Für Franziskus sind das Evangelium als Fülle der Wahrheit sowie Jesus Christus als Weg der Wahrheit nicht mehr der fundamentale christliche Orientierungspunkt. Doch ohne den zentralen inhaltlichen Maßstab werden die ‚verschiedenen Richtungen' der Theologie zentrifugal verlaufen. Dann bleiben dem Lehramt und der Glaubenskongregation nur die formale Moderation mit Mahnungen zu ‚gegenseitigem Respekt und Liebe'. Das ändert allerdings an dem inhaltlichen Widerstreit der theologischen Richtungen nichts. Deshalb ist das päpstliche Versprechen von ‚Einklang' und ‚harmonischem' Wachstum eine scheinbare Einheit in respektierter Beliebigkeit. Man sollte die neue Wortbildung ‚Scheinheit' für diese Mogelpackung von scheinbar pluralistischer Einheitlichkeit gebrauchen.
Doktrinäre Gleichschaltung von glaubenstreuen Kirchenleuten
Neben diesem liberal-pluralistischem Wink an progressive Bischöfe und Theologen sind von Franziskus' Vertrauten aber auch Warnungen in Richtung glaubenstreue Kirchenleute zu hören.

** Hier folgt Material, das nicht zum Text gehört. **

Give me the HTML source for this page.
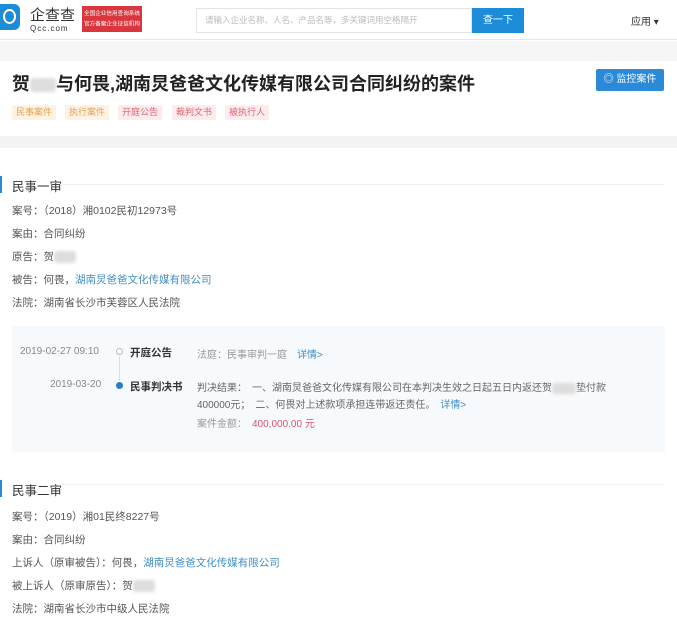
<!DOCTYPE html>
<html><head><meta charset="utf-8"><style>
*{margin:0;padding:0;box-sizing:border-box}
body{width:677px;height:625px;background:#fff;font-family:"Liberation Sans","Noto Sans CJK SC",sans-serif;position:relative;overflow:hidden;color:#333}
.a{position:absolute;white-space:nowrap}
.s{font-size:10.5px;color:#555}
.l{color:#3f8fc7}
.blur{display:inline-block;background:#ddd;border-radius:3px;filter:blur(1.5px);vertical-align:middle}
.tag{position:absolute;top:105px;height:15px;font-size:9px;line-height:15px;padding:0 4px}
</style></head><body>
<div class="a" style="left:0;top:0;width:677px;height:40px;border-bottom:1px solid #e6e6e6"></div>
<div class="a" style="left:0;top:4px;width:20px;height:26px;background:#1d8cd8;border-radius:0 6px 6px 0"></div>
<div class="a" style="left:3px;top:9px;width:13px;height:15px;border:2px solid #fff;border-radius:50%"></div>
<div class="a" style="left:30px;top:4px;font-size:15px;color:#333">企查查</div>
<div class="a" style="left:30px;top:24px;font-size:8px;letter-spacing:1px;color:#333">Qcc.com</div>
<div class="a" style="left:82px;top:6px;width:60px;height:26px;background:#d9363e"></div>
<div class="a" style="left:84px;top:8px;color:#fff;font-size:8px;line-height:15px;transform:scale(0.7);transform-origin:0 0">全国企业信用查询系统<br>官方备案企业征信机构</div>
<div class="a" style="left:196px;top:8px;width:276px;height:25px;border:1px solid #e3e3e3;font-size:8.5px;color:#bbb;line-height:23px;padding-left:8px">请输入企业名称、人名、产品名等，多关键词用空格隔开</div>
<div class="a" style="left:472px;top:8px;width:52px;height:25px;background:#1d8cd8;color:#fff;font-size:10px;line-height:25px;text-align:center">查一下</div>
<div class="a" style="left:631px;top:13px;font-size:10px;color:#333">应用 ▾</div>
<div class="a" style="left:0;top:41px;width:677px;height:20px;background:#f6f6f6"></div>
<div class="a" style="left:0;top:136px;width:677px;height:12px;background:#f3f3f3"></div>
<div class="a" style="left:12px;top:70px;font-size:18px;font-weight:bold;color:#222">贺<span class="blur" style="width:26px;height:14px"></span>与何畏,湖南炅爸爸文化传媒有限公司合同纠纷的案件</div>
<div class="a" style="left:596px;top:69px;width:68px;height:22px;background:#2a8ad8;color:#fff;font-size:10px;line-height:22px;text-align:center;border-radius:2px">◎ 监控案件</div>
<div class="tag" style="left:12px;background:#fdf2e3;color:#e8a24f">民事案件</div>
<div class="tag" style="left:65px;background:#fdf2e3;color:#e8a24f">执行案件</div>
<div class="tag" style="left:118px;background:#fdecee;color:#e4606d">开庭公告</div>
<div class="tag" style="left:172px;background:#fdecee;color:#e4606d">裁判文书</div>
<div class="tag" style="left:225px;background:#fdecee;color:#e4606d">被执行人</div>
<div class="a" style="left:0;top:176px;width:2px;height:17px;background:#2a8ad8"></div>
<div class="a" style="left:62px;top:184px;width:603px;height:1px;background:#f0f0f0"></div>
<div class="a" style="left:12px;top:176px;font-size:12.5px;color:#333">民事一审</div>
<div class="a s" style="left:12px;top:203px">案号：（2018）湘0102民初12973号</div>
<div class="a s" style="left:12px;top:226px">案由：合同纠纷</div>
<div class="a s" style="left:12px;top:249px">原告：贺<span class="blur" style="width:22px;height:12px"></span></div>
<div class="a s" style="left:12px;top:272px">被告：何畏，<span class="l">湖南炅爸爸文化传媒有限公司</span></div>
<div class="a s" style="left:12px;top:295px">法院：湖南省长沙市芙蓉区人民法院</div>
<div class="a" style="left:12px;top:326px;width:653px;height:126px;background:#f7fafd"></div>
<div class="a" style="left:20px;top:346px;font-size:10px;color:#888">2019-02-27 09:10</div>
<div class="a" style="left:116px;top:348px;width:7px;height:7px;border:1px solid #bbb;border-radius:50%;background:#fff"></div>
<div class="a" style="left:119px;top:356px;width:1px;height:25px;background:#ddd"></div>
<div class="a" style="left:130px;top:345px;font-size:10.5px;font-weight:bold;color:#333">开庭公告</div>
<div class="a" style="left:197px;top:346px;font-size:10px;color:#999">法庭：民事审判一庭　<span class="l">详情&gt;</span></div>
<div class="a" style="left:50px;top:379px;font-size:10px;color:#888">2019-03-20</div>
<div class="a" style="left:116px;top:382px;width:7px;height:7px;border-radius:50%;background:#2a7cc8"></div>
<div class="a" style="left:130px;top:379px;font-size:10.5px;font-weight:bold;color:#333">民事判决书</div>
<div class="a" style="left:197px;top:379px;font-size:10px;color:#666">判决结果：　一、湖南炅爸爸文化传媒有限公司在本判决生效之日起五日内返还贺<span class="blur" style="width:24px;height:11px"></span>垫付款</div>
<div class="a" style="left:197px;top:396px;font-size:10px;color:#666">400000元；　二、何畏对上述款项承担连带返还责任。　<span class="l">详情&gt;</span></div>
<div class="a" style="left:197px;top:415px;font-size:10px;color:#999">案件金额：　<span style="color:#d9536a">400,000.00 元</span></div>
<div class="a" style="left:0;top:480px;width:2px;height:17px;background:#2a8ad8"></div>
<div class="a" style="left:62px;top:484px;width:603px;height:1px;background:#f0f0f0"></div>
<div class="a" style="left:12px;top:480px;font-size:12.5px;color:#333">民事二审</div>
<div class="a s" style="left:12px;top:509px">案号：（2019）湘01民终8227号</div>
<div class="a s" style="left:12px;top:532px">案由：合同纠纷</div>
<div class="a s" style="left:12px;top:555px">上诉人（原审被告）：何畏，<span class="l">湖南炅爸爸文化传媒有限公司</span></div>
<div class="a s" style="left:12px;top:578px">被上诉人（原审原告）：贺<span class="blur" style="width:22px;height:12px"></span></div>
<div class="a s" style="left:12px;top:601px">法院：湖南省长沙市中级人民法院</div>
</body></html>
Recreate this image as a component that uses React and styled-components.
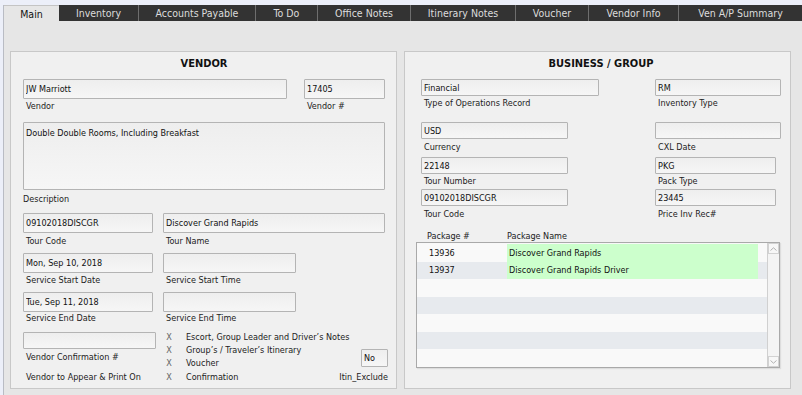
import React from "react";
import styled, { createGlobalStyle } from "styled-components";

const font = `"DejaVu Sans Condensed", "DejaVu Sans", Verdana, sans-serif`;

const GlobalStyle = createGlobalStyle`
  html, body {
    margin: 0;
    background: #eceff9;
    font-family: ${font};
  }
  * {
    box-sizing: border-box;
  }
`;

const Page = styled.div`
  height: 100vh;
  padding: 5px 0 0 3px;
  display: flex;
  flex-direction: column;
`;

const Frame = styled.div`
  flex: 1;
  display: flex;
  flex-direction: column;
  border-left: 1px solid #b9bcc4;
  background: #e6e6e6;
`;

const TabBar = styled.div`
  display: flex;
  height: 16px;
  background: #333;
`;

const Tab = styled.div`
  width: ${(p) => p.$w}px;
  flex: none;
  font-size: 10.5px;
  line-height: 16px;
  text-align: center;
  color: ${(p) => (p.$active ? "#111" : "#dcdcdc")};
  background: ${(p) => (p.$active ? "#e6e6e6" : "#333")};
  border-top: ${(p) => (p.$active ? "1px solid #c4c4c4" : "none")};
  border-right: ${(p) => (p.$active ? "none" : "1px solid #6e6e6e")};
  &:last-child {
    border-right: none;
    flex: 1;
  }
`;

const Content = styled.div`
  display: flex;
  gap: 7px;
  padding: 30px 0 0 6px;
`;

const Panel = styled.section`
  width: 387px;
  height: 338px;
  border: 1px solid #c8c8c8;
  background: #f0f0f0;
  padding: ${(p) => p.$pad};
`;

const Title = styled.h2`
  margin: 0;
  text-align: center;
  font-size: 11px;
  font-weight: bold;
  line-height: 14px;
  color: #111;
`;

const Row = styled.div`
  display: flex;
  justify-content: ${(p) => p.$justify || "flex-start"};
  gap: ${(p) => p.$gap || 0}px;
  margin-top: ${(p) => p.$mt}px;
`;

const BizRow = styled.div`
  display: grid;
  grid-template-columns: 1fr 126px;
  margin-top: ${(p) => p.$mt}px;
`;

const Field = styled.div`
  display: flex;
  flex-direction: column;
  width: ${(p) => (p.$w ? `${p.$w}px` : "auto")};
  margin-top: ${(p) => p.$mt || 0}px;
  gap: ${(p) => (p.$gap === undefined ? 1 : p.$gap)}px;
`;

const Input = styled.input`
  width: 100%;
  height: ${(p) => p.$h || 20}px;
  margin: 0;
  padding: 0 2px;
  border: 1px solid #b4b4b4;
  border-radius: 1px;
  background: linear-gradient(#eeeeee, #f6f6f6);
  font-family: ${font};
  font-size: 9px;
  color: #111;
  outline: none;
`;

const TextArea = styled.textarea`
  width: 100%;
  height: 68px;
  margin: 0;
  padding: 4px 2px;
  border: 1px solid #b4b4b4;
  border-radius: 1px;
  background: linear-gradient(#eeeeee, #f6f6f6);
  font-family: ${font};
  font-size: 9px;
  line-height: 12px;
  color: #111;
  resize: none;
  outline: none;
`;

const Label = styled.div`
  font-size: 9px;
  line-height: 12px;
  color: #222;
  padding-left: ${(p) => (p.$indent === undefined ? 3 : p.$indent)}px;
  margin-top: ${(p) => p.$mt || 0}px;
  white-space: nowrap;
`;

const Bottom = styled.div`
  display: grid;
  grid-template-columns: 133px minmax(0, 1fr) auto;
  margin-top: 8px;
  margin-right: -3px;
`;

const Column = styled.div`
  display: flex;
  flex-direction: column;
  align-items: ${(p) => p.$align || "stretch"};
  margin-top: ${(p) => p.$mt || 0}px;
  padding-left: ${(p) => p.$pl || 0}px;
`;

const CheckRow = styled.div`
  display: flex;
  align-items: center;
  height: 13.4px;
  font-size: 9px;
  color: #222;
  gap: 12px;
  white-space: nowrap;
`;

const CheckBox = styled.span`
  width: 10px;
  height: 10px;
  flex: none;
  color: #666;
  font-size: 9px;
  line-height: 10px;
  text-align: center;
`;

const TableHead = styled.div`
  display: grid;
  grid-template-columns: 80px 1fr;
  margin: 10px 0 0 -5px;
  padding-left: 11px;
  font-size: 9px;
  line-height: 12px;
  color: #222;
`;

const Table = styled.div`
  display: flex;
  width: 364px;
  height: 126px;
  margin-left: -5px;
  border: 1px solid #a9a9a9;
  background: #f8f8f8;
  box-shadow: 1px 1px 1px rgba(0, 0, 0, 0.08);
`;

const Rows = styled.div`
  flex: 1;
  display: grid;
  grid-template-rows: repeat(7, 1fr);
  padding-top: 1px;
`;

const TableRow = styled.div`
  display: grid;
  grid-template-columns: 90px 251px 1fr;
  background: ${(p) => (p.$odd ? "#e7eaee" : "#f9f9f9")};
  font-size: 9px;
  color: #111;
`;

const Cell = styled.div`
  display: flex;
  align-items: center;
  padding-left: ${(p) => p.$pl || 0}px;
  background: ${(p) => (p.$green ? "#ccffcc" : "transparent")};
`;

const ScrollBar = styled.div`
  width: 12px;
  display: flex;
  flex-direction: column;
  justify-content: space-between;
  border-left: 1px solid #d0d0d0;
  background: #f4f4f4;
`;

const ScrollButton = styled.div`
  height: 11px;
  display: flex;
  align-items: center;
  justify-content: center;
  border: 1px solid #d2d2d2;
  background: #f7f7f7;
`;

const tabs = [
  ["Main", 55],
  ["Inventory", 80],
  ["Accounts Payable", 117],
  ["To Do", 62],
  ["Office Notes", 93],
  ["Itinerary Notes", 105],
  ["Voucher", 73],
  ["Vendor Info", 90],
  ["Ven A/P Summary", 123],
];

const packages = [
  ["13936", "Discover Grand Rapids"],
  ["13937", "Discover Grand Rapids Driver"],
  null,
  null,
  null,
  null,
  null,
];

const printOn = [
  "Escort, Group Leader and Driver’s Notes",
  "Group’s / Traveler’s Itinerary",
  "Voucher",
  "Confirmation",
];

function Chevron({ up }) {
  return (
    <svg width="7" height="4" viewBox="0 0 7 4">
      <path
        d={up ? "M0.5 3.5 L3.5 0.8 L6.5 3.5" : "M0.5 0.5 L3.5 3.2 L6.5 0.5"}
        fill="none"
        stroke="#b0b0b0"
        strokeWidth="1"
      />
    </svg>
  );
}

function TextField({ w, h, value, label, gap, indent }) {
  return (
    <Field $w={w} $gap={gap}>
      <Input $h={h} readOnly value={value} />
      <Label $indent={indent}>{label}</Label>
    </Field>
  );
}

export default function App() {
  return (
    <>
      <GlobalStyle />
      <Page>
        <Frame>
          <TabBar>
            {tabs.map(([name, w], i) => (
              <Tab key={name} $w={w} $active={i === 0}>
                {name}
              </Tab>
            ))}
          </TabBar>

          <Content>
            <Panel $pad="5px 11px 0 12px">
              <Title>VENDOR</Title>
              <Row $mt={8} $justify="space-between">
                <TextField w={264} value="JW Marriott" label="Vendor" />
                <TextField w={81} value="17405" label="Vendor #" />
              </Row>
              <Field $gap={3} $mt={10}>
                <TextArea readOnly value="Double Double Rooms, Including Breakfast" />
                <Label $indent={0}>Description</Label>
              </Field>
              <Row $mt={8} $gap={10}>
                <TextField w={130} value="09102018DISCGR" label="Tour Code" gap={2} />
                <TextField w={222} value="Discover Grand Rapids" label="Tour Name" gap={2} />
              </Row>
              <Row $mt={6} $gap={10}>
                <TextField w={130} value="Mon, Sep 10, 2018" label="Service Start Date" />
                <TextField w={133} value="" label="Service Start Time" />
              </Row>
              <Row $mt={6} $gap={10}>
                <TextField w={130} value="Tue, Sep 11, 2018" label="Service End Date" gap={0} />
                <TextField w={133} value="" label="Service End Time" gap={0} />
              </Row>
              <Bottom>
                <Column>
                  <Input $h={17} readOnly value="" />
                  <Label $mt={2}>Vendor Confirmation #</Label>
                  <Label $mt={8}>Vendor to Appear &amp; Print On</Label>
                </Column>
                <Column $mt={-2} $pl={8}>
                  {printOn.map((t) => (
                    <CheckRow key={t}>
                      <CheckBox>X</CheckBox>
                      {t}
                    </CheckRow>
                  ))}
                </Column>
                <Column $mt={17} $align="flex-end">
                  <Field $w={27}>
                    <Input $h={18} readOnly value="No" />
                  </Field>
                  <Label $mt={4} $indent={0}>
                    Itin_Exclude
                  </Label>
                </Column>
              </Bottom>
            </Panel>

            <Panel $pad="5px 9px 0 16px">
              <Title>BUSINESS / GROUP</Title>
              <BizRow $mt={8}>
                <TextField w={178} h={17} value="Financial" label="Type of Operations Record" />
                <TextField w={126} h={17} value="RM" label="Inventory Type" />
              </BizRow>
              <BizRow $mt={13}>
                <TextField w={147} h={17} value="USD" label="Currency" gap={2} />
                <TextField w={126} h={17} value="" label="CXL Date" gap={2} />
              </BizRow>
              <BizRow $mt={4}>
                <TextField w={147} h={17} value="22148" label="Tour Number" />
                <TextField w={121} h={17} value="PKG" label="Pack Type" />
              </BizRow>
              <BizRow $mt={2}>
                <TextField w={147} h={17} value="09102018DISCGR" label="Tour Code" gap={2} />
                <TextField w={121} h={17} value="23445" label="Price Inv Rec#" gap={2} />
              </BizRow>
              <TableHead>
                <span>Package #</span>
                <span>Package Name</span>
              </TableHead>
              <Table>
                <Rows>
                  {packages.map((p, i) => (
                    <TableRow key={i} $odd={i % 2 === 1}>
                      <Cell $pl={12}>{p ? p[0] : ""}</Cell>
                      <Cell $pl={2} $green={!!p}>
                        {p ? p[1] : ""}
                      </Cell>
                      <Cell />
                    </TableRow>
                  ))}
                </Rows>
                <ScrollBar>
                  <ScrollButton>
                    <Chevron up />
                  </ScrollButton>
                  <ScrollButton>
                    <Chevron />
                  </ScrollButton>
                </ScrollBar>
              </Table>
            </Panel>
          </Content>
        </Frame>
      </Page>
    </>
  );
}
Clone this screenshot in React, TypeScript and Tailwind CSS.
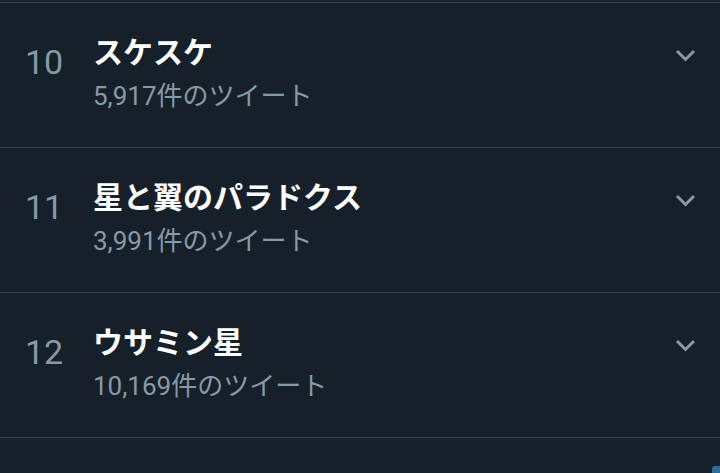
import React from 'react'

const trends = [
  { rank: 10, title: 'スケスケ', count: '5,917件のツイート' },
  { rank: 11, title: '星と翼のパラドクス', count: '3,991件のツイート' },
  { rank: 12, title: 'ウサミン星', count: '10,169件のツイート' },
]

const Chevron = () => (
  <svg width="21" height="14" viewBox="0 0 21 14" className="block">
    <polyline points="2,2 10.5,10.5 19,2" fill="none" stroke="#8899a6" strokeWidth="3" />
  </svg>
)

const TrendRow = ({ rank, title, count }: { rank: number; title: string; count: string }) => (
  <div className="flex h-[145px] border-b border-[#38444d]">
    <div className="w-[93px] shrink-0 pl-[25px] pt-[42px] text-[34px] leading-[34px] text-[#8899a6]">{rank}</div>
    <div className="flex-1 pt-[32px]">
      <div className="text-[30px] font-bold leading-[36px] text-white">{title}</div>
      <div className="mt-[7px] text-[26px] leading-[36px] text-[#8899a6]">{count}</div>
    </div>
    <div className="pr-[24px] pt-[46px]">
      <Chevron />
    </div>
  </div>
)

export default function App() {
  return (
    <div
      className="relative h-[473px] w-[720px] overflow-hidden bg-[#16202a] pt-[2px]"
      style={{ fontFamily: "Roboto, 'Noto Sans CJK JP', sans-serif" }}
    >
      <div className="border-t border-[#38444d]">
        {trends.map((t) => (
          <TrendRow key={t.rank} {...t} />
        ))}
      </div>
      <div className="absolute bottom-0 right-0 h-[7px] w-[8px] rounded-tl-[3px] bg-[#2b6c99]" />
    </div>
  )
}
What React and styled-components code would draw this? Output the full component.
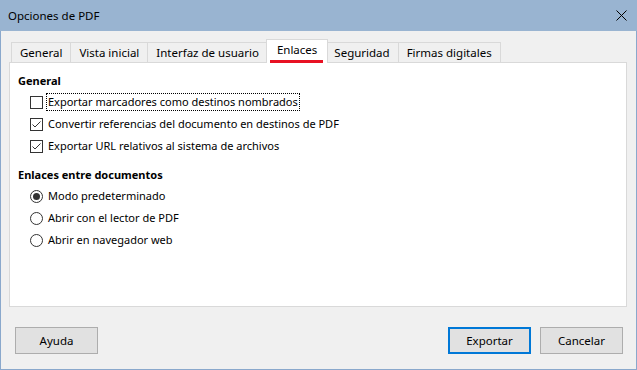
import React, { useState } from "react";
import styled, { createGlobalStyle, css } from "styled-components";

const Global = createGlobalStyle`
  html, body { margin: 0; padding: 0; background: #f0f0f0; }
  body { font-family: "Segoe UI", "Noto Sans", sans-serif; font-size: 11px; color: #000; }
  * { box-sizing: border-box; }
`;

const Window = styled.div`
  width: 637px;
  height: 370px;
  display: flex;
  flex-direction: column;
  background: #f0f0f0;
  border: 1px solid #8aa8cc;
  border-top: none;
`;

const TitleBar = styled.div`
  height: 31px;
  margin: 0 -1px;
  background: #99b4d1;
  display: flex;
  align-items: center;
  justify-content: space-between;
  padding: 0 10px 1px 8px;
`;

const Title = styled.span`
  font-size: 11.5px;
  color: #000;
`;

const CloseBtn = styled.div`
  width: 12px;
  height: 12px;
  display: flex;
  align-items: center;
  justify-content: center;
`;

const Body = styled.div`
  flex: 1;
  display: flex;
  flex-direction: column;
  padding: 8px 8px 0 8px;
`;

const TabBar = styled.div`
  height: 23px;
  display: flex;
  align-items: flex-end;
  padding-left: 2px;
  position: relative;
  z-index: 1;
`;

const Tab = styled.div`
  height: 20px;
  padding: 0 8px 1px;
  display: flex;
  align-items: center;
  justify-content: center;
  border: 1px solid #d9d9d9;
  border-bottom: none;
  border-left-width: ${(p) => (p.$first ? "1px" : "0")};
  background: #f0f0f0;
  font-size: 11.5px;
  color: #000;
  white-space: nowrap;
  position: relative;
  ${(p) =>
    p.$active &&
    css`
      height: 24px;
      margin-bottom: -1px;
      background: #fff;
      border-left-width: 1px;
      margin-left: -2px;
      margin-right: -2px;
      padding: 0 10px 4px;
      z-index: 2;
    `}
`;

const Underline = styled.span`
  position: absolute;
  left: 3px;
  right: 4px;
  bottom: 0;
  height: 3px;
  background: #e81123;
`;

const Pane = styled.div`
  height: 245px;
  margin-right: 1px;
  background: #fff;
  border: 1px solid #d9d9d9;
  padding: 9px 8px 0 8px;
  display: flex;
  flex-direction: column;
`;

const Heading = styled.div`
  font-weight: bold;
  height: 17px;
  line-height: 17px;
  margin-top: ${(p) => p.$mt || 0}px;
  margin-bottom: 2px;
`;

const Row = styled.label`
  display: flex;
  align-items: center;
  height: 22px;
  padding-left: 12px;
  gap: 5px;
`;

const Box = styled.span`
  width: 13px;
  height: 13px;
  border: 1px solid #333;
  background: #fff;
  display: flex;
  align-items: center;
  justify-content: center;
  flex: none;
`;

const Radio = styled.span`
  width: 13px;
  height: 13px;
  border: 1px solid #333;
  border-radius: 50%;
  background: #fff;
  display: flex;
  align-items: center;
  justify-content: center;
  flex: none;
  &::after {
    content: "";
    width: 7px;
    height: 7px;
    border-radius: 50%;
    background: ${(p) => (p.$on ? "#333" : "transparent")};
  }
`;

const Text = styled.span`
  padding: 0 1px;
  line-height: 16px;
  border: 1px dotted ${(p) => (p.$focus ? "#000" : "transparent")};
  margin-left: -2px;
`;

const Buttons = styled.div`
  display: flex;
  align-items: center;
  margin-top: 20px;
  padding: 0 5px 0 6px;
  gap: 9px;
`;

const Spacer = styled.div`
  flex: 1;
`;

const Button = styled.button`
  width: 83px;
  height: 27px;
  font-family: inherit;
  font-size: 11.5px;
  color: #000;
  background: #e1e1e1;
  border: 1px solid #adadad;
  padding: 0;
  ${(p) =>
    p.$default &&
    css`
      border: 2px solid #0078d7;
    `}
`;

function Check() {
  return (
    <svg width="11" height="11" viewBox="0 0 11 11">
      <path d="M1.5 5.5 L4 8 L9.5 2.5" fill="none" stroke="#333" strokeWidth="1" />
    </svg>
  );
}

const tabs = ["General", "Vista inicial", "Interfaz de usuario", "Enlaces", "Seguridad", "Firmas digitales"];

export default function App() {
  const [active] = useState(3);
  return (
    <>
      <Global />
      <Window>
        <TitleBar>
          <Title>Opciones de PDF</Title>
          <CloseBtn>
            <svg width="11" height="11" viewBox="0 0 11 11">
              <path d="M0.5 0.5 L10.5 10.5 M10.5 0.5 L0.5 10.5" stroke="#000" strokeWidth="1" />
            </svg>
          </CloseBtn>
        </TitleBar>
        <Body>
          <TabBar>
            {tabs.map((t, i) => (
              <Tab key={t} $first={i === 0} $active={i === active}>
                {t}
                {i === active && <Underline />}
              </Tab>
            ))}
          </TabBar>
          <Pane>
            <Heading>General</Heading>
            <Row>
              <Box />
              <Text $focus>Exportar marcadores como destinos nombrados</Text>
            </Row>
            <Row>
              <Box>
                <Check />
              </Box>
              <Text>Convertir referencias del documento en destinos de PDF</Text>
            </Row>
            <Row>
              <Box>
                <Check />
              </Box>
              <Text>Exportar URL relativos al sistema de archivos</Text>
            </Row>
            <Heading $mt={9}>Enlaces entre documentos</Heading>
            <Row>
              <Radio $on />
              <Text>Modo predeterminado</Text>
            </Row>
            <Row>
              <Radio />
              <Text>Abrir con el lector de PDF</Text>
            </Row>
            <Row>
              <Radio />
              <Text>Abrir en navegador web</Text>
            </Row>
          </Pane>
          <Buttons>
            <Button>Ayuda</Button>
            <Spacer />
            <Button $default>Exportar</Button>
            <Button>Cancelar</Button>
          </Buttons>
        </Body>
      </Window>
    </>
  );
}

Der neue Glaubenspräfekt versteht seinen Auftrag so: Es gibt eine Mission, und die besteht darin, dass ich sicherstellen muss (!), dass die Dinge, die gesagt werden, mit dem übereinstimmen, was Franziskus uns gelehrt hat. Er gab uns einen Einblick, ein umfassenderes Verständnis, und wir können heute nicht dieselbe Antwort geben wie vor 40 Jahren (zitiert aus dem Blog von Erzbischof Ánguer).
Diese Selbstauskunft von Msgr. Fernández macht in aller Deutlichkeit den Bruch mit der bisherigen Lehrtradition klar:
Nicht mehr die Fülle der geoffenbarten Wahrheit in der hl. Schrift soll der Maßstab für die Arbeit der Glaubenskongregation sein, nicht mehr die Person und Lehre Jesu Christi wird als Weg und Wahrheit, also als Grundorientierung für Glaube und Lehre angenommen, sondern was Franziskus uns gelehrt hat.
Die neuen päpstlichen Lehren aus den zehn Jahren seines Pontifikats werden an die Stelle der Bibel und der katholischen Lehrtradition gesetzt. Demnach wäre Franziskus selbst der Weg und die Wahrheit des Glaubens. Denn während die Wahrheit Jesu Christi kaum zu verstehen und auszudrücken sei, wie Franziskus meint, gebe er selbst uns ein umfassenderes Verständnis von der christlichen Glaubenslehre – so die Behauptung von Mons. Fernández.
Der neue Glaubenspräfekt müsse nun sicherstellen, dass alle kirchlichen Äußerungen von Bischöfen und Theologen in Übereinstimmung mit der neuen päpstlichen Lehre gebracht werden. In dieser Wortwahl steckt eine unverhohlene Drohung: Wer sich der doktrinären Gleichschaltung widersetzt und etwa rückwärtsgewandt sich auf die dogmatischen Positionen der katholischen Lehrtradition bezieht, wird keine pluralistische Toleranz erfahren, sondern den päpstlichen Kommissar an den Hals bekommen.